═══ RECORDED DATA

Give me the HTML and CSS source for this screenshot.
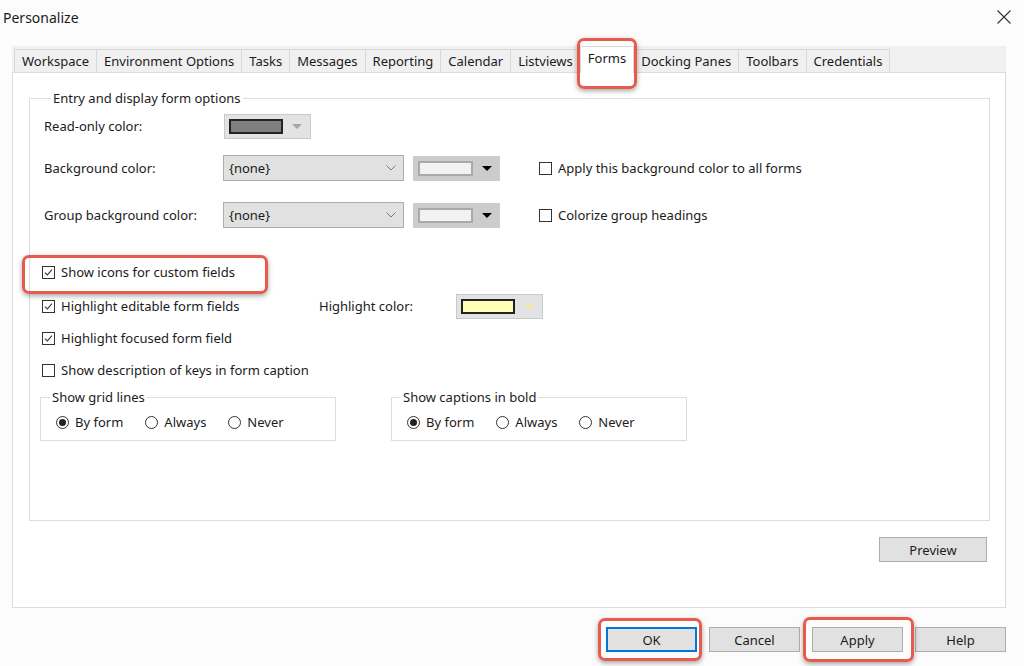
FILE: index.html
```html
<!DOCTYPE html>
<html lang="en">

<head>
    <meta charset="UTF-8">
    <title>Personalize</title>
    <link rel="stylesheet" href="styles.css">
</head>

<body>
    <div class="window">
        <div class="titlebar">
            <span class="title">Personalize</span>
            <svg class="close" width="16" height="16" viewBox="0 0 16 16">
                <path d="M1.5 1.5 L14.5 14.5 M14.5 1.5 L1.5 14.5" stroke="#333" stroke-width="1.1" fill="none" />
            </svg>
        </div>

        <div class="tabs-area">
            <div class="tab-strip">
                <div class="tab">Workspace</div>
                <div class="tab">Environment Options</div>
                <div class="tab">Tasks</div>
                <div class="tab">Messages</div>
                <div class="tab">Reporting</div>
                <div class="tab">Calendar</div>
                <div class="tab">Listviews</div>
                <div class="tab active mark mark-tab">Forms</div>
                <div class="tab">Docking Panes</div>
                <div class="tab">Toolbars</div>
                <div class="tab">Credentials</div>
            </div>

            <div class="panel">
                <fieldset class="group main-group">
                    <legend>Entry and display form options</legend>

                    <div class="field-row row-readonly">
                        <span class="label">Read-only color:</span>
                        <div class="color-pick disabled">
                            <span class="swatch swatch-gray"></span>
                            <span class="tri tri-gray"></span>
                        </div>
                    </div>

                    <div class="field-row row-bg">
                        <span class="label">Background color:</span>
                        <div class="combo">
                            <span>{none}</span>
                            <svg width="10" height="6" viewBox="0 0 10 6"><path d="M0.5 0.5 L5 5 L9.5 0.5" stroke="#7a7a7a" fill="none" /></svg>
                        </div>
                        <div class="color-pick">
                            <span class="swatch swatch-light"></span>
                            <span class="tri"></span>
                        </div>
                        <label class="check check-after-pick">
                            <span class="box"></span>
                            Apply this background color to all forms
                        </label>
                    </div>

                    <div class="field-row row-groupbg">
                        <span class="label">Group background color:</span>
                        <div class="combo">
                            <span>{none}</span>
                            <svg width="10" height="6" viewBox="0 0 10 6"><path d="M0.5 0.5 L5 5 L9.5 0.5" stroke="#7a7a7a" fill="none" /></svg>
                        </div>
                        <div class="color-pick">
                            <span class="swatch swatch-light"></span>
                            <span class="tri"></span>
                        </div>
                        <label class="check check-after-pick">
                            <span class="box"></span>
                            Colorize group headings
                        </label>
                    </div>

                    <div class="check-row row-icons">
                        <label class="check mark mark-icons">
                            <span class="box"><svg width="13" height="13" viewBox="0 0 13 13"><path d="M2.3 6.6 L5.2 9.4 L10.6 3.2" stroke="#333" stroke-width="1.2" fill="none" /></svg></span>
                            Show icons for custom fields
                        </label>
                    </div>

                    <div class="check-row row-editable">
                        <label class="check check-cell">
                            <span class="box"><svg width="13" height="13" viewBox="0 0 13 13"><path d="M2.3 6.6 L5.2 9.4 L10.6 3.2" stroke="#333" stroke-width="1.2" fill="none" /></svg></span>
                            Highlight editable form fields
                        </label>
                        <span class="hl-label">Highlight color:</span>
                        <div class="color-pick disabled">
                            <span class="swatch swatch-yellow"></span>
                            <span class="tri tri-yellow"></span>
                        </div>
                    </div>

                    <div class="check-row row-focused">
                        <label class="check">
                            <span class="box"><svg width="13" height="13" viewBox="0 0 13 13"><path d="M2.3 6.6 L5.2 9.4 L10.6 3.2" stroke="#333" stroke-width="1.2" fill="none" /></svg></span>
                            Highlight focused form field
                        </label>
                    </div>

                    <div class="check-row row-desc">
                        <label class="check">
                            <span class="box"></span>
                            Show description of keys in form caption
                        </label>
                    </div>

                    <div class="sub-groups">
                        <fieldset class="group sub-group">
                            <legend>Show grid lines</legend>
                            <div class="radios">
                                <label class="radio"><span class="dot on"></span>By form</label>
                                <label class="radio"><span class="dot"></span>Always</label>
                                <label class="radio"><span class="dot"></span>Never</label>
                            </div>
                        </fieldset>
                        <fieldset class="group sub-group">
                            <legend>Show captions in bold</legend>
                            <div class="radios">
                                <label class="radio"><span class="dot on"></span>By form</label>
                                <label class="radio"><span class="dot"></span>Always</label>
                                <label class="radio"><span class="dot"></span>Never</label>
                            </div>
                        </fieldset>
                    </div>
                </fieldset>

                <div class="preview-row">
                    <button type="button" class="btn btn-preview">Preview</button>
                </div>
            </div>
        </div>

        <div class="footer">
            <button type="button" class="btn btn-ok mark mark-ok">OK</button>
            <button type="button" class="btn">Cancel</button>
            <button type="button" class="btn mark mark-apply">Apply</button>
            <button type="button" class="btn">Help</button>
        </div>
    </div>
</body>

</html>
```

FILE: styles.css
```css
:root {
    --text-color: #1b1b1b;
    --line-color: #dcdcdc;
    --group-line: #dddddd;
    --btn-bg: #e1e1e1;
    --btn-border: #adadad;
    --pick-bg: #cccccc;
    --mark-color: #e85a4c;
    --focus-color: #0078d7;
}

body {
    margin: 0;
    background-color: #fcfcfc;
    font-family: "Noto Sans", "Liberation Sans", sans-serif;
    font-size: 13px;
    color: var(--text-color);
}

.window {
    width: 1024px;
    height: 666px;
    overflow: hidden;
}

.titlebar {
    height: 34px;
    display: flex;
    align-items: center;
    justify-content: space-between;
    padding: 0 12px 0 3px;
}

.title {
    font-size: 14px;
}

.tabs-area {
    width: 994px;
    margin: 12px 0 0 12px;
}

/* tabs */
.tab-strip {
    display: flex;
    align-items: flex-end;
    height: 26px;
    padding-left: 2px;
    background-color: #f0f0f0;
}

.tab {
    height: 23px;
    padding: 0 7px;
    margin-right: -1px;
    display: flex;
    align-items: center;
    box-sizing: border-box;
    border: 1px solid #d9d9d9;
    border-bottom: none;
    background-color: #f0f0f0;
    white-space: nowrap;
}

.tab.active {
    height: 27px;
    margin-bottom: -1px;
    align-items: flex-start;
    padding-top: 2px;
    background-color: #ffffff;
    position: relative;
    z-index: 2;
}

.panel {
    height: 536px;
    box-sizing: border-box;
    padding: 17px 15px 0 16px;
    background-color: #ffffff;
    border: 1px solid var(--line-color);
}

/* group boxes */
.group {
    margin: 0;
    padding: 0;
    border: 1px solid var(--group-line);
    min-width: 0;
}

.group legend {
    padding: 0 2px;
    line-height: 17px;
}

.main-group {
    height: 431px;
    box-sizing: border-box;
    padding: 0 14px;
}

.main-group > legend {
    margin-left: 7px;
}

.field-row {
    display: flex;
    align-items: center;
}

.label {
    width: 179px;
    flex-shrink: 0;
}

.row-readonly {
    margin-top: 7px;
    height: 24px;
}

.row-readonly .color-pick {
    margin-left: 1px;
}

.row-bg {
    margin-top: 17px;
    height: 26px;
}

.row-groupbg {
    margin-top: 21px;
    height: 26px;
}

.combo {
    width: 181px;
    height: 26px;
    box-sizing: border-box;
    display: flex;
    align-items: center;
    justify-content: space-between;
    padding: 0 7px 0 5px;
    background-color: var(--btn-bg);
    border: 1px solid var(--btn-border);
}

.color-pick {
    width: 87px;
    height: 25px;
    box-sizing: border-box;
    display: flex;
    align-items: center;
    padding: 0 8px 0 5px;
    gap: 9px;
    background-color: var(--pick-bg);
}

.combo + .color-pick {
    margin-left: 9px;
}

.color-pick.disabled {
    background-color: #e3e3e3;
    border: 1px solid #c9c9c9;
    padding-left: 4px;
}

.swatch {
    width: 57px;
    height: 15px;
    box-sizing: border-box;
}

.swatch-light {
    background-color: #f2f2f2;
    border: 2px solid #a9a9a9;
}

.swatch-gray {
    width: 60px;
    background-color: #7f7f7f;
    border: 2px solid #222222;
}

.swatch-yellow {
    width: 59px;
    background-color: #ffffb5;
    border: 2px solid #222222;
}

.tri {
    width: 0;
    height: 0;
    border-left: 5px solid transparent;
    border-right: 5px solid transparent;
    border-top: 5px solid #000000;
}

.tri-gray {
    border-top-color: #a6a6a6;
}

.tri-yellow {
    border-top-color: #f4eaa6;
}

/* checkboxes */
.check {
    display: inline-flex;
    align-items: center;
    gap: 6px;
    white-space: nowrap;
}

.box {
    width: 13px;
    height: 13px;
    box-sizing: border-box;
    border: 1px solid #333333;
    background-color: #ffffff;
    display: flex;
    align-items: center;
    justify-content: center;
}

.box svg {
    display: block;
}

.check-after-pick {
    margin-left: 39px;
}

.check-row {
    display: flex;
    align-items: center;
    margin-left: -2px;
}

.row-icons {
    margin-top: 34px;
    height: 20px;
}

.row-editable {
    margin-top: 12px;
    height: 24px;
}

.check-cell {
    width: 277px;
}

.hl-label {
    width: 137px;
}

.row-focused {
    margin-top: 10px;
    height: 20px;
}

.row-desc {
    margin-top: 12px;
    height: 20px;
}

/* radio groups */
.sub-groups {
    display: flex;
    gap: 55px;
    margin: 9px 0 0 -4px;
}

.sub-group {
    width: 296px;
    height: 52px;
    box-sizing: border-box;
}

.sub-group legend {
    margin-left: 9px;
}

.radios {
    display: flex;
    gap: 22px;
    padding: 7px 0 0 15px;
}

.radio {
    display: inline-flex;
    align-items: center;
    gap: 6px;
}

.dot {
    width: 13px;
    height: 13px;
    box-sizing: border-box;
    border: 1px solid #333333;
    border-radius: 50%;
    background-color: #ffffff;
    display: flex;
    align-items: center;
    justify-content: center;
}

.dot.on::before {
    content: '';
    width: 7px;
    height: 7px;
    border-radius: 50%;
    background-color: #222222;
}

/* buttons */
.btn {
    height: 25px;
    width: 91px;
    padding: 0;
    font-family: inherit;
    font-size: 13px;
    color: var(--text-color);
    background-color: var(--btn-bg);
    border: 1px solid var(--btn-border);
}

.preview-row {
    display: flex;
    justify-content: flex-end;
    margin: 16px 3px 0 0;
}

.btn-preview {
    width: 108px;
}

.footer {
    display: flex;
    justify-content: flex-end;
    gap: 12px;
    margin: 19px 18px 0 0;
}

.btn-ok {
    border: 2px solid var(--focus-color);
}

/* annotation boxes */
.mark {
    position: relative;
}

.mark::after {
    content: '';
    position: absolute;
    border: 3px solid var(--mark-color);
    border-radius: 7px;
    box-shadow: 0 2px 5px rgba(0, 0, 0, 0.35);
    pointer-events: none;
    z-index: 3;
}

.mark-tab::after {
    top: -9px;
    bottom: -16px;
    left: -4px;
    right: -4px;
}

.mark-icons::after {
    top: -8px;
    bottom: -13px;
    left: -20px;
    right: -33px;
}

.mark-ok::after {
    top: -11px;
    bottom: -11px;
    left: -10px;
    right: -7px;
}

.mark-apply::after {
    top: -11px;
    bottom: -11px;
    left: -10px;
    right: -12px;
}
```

══════

## WHAT TO DO
Scan the material above. Copy each line that holds the word "this".

## THE RESPONSE
Give me the HTML and CSS source for this screenshot.
                            Apply this background color to all forms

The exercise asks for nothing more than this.